Mas aquela que iniciámos, há muitos anos, e que, um dia, julgámos ter chegado ao fim há-de ter novas letras e novas palavras – redesenhadas, redistribuídas, recriadas com novos alentos.

Porque ter sorte não é saber que questionas as minhas decisões ou motivações. Ter sorte é sentir o teu braço a apoiar o meu. Mesmo que à distância.

01 dezembro 2009

sonhos

“Temos Sonhos”, anuncia uma placa afixada em lugar de destaque junto ao balcão. Mal consigo manter os olhos abertos, tal o cansaço que me assola a alma e se estende ao corpo. Quero um café. Apenas um café. Acompanhado deste estado natural que é a solidão. Mas são aquelas duas palavras que, juntas, me chamam a atenção e me fazem despertar.

“Temos Sonhos”.

“Têm Sonhos?”, pergunto à senhora de ar desconfiado que me olha do outro lado da vitrina.

“É o que diz a placa”, responde-me secamente.

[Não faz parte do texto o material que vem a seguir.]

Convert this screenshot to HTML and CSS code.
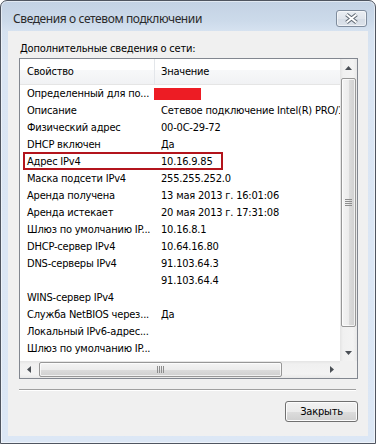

“Então, quero um, por favor. Um qualquer. Não, desculpe, dois. Meia dúzia. Uma dúzia, afinal.

É que aos poucos fui perdendo os meus. Não sei se cá dentro se pelos trilhos sinuosos das minhas vivências. Sei que os perdi e hoje quero-os de volta.

Pode aviar-mos, por favor. Todos os que tiver. E não precisa embrulhá-los. Quero consumi-los já. Todos. De uma só vez.”